飛べない鍵姫と解けない飛行士 その箱、開けるべからず / 山本瑤
天才錠前師トマスの養女として育てられたマージはトマス亡き後、店を継ぎ錠前師として独り立ちをする。そんな彼女の前に、鉄道事業で財をなしたアンブローズ伯爵家の若き当主アレックスが現れる。アレックスはマージに遺産相続に絡んだとある金庫を開けるための仕事を破格の報酬とともに提示してきて……
働く女の子と訳あり伯爵様のスチームパンク風味のコバルト文庫、良いものでした。
花やひらひらしたものより錆色、鋼鉄の鈍い輝きのほうが好きなマージの独特な感性が面白く、そんなマージを釣るためにマージの好みどストライクとなるよう色々と準備万端、こちらも規格外の伯爵アレックスのやり取りが楽しかったです。そして、アレックス弟でその生い立ちからひねくれた生意気なお子様になってしまったオリヴァー君がマージに手懐けられてしまうところもこれまたほっこりして良いものでした……。
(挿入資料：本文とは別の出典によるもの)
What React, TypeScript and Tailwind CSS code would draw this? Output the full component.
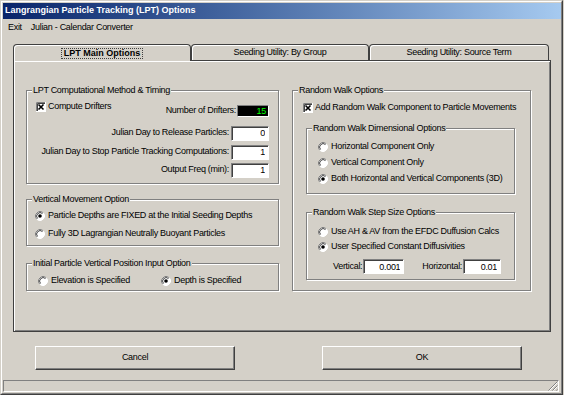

相続関係のお話やあれやこれやは、あ、これはもしかしてあれだな!という少女小説的に予想の範囲内に落ち着く展開でこれはこれで安心して読める仕様で、コバルト文庫ってやっぱりいいなぁとしみじみ思った作品。錠前師というお仕事と、鉄道や飛行機や車が徐々に幅を効かせている時代感からほんのり湧き出るスチームパンク感も良いものでしたが、もうちょっとスチームパンク感があってもよかったかな。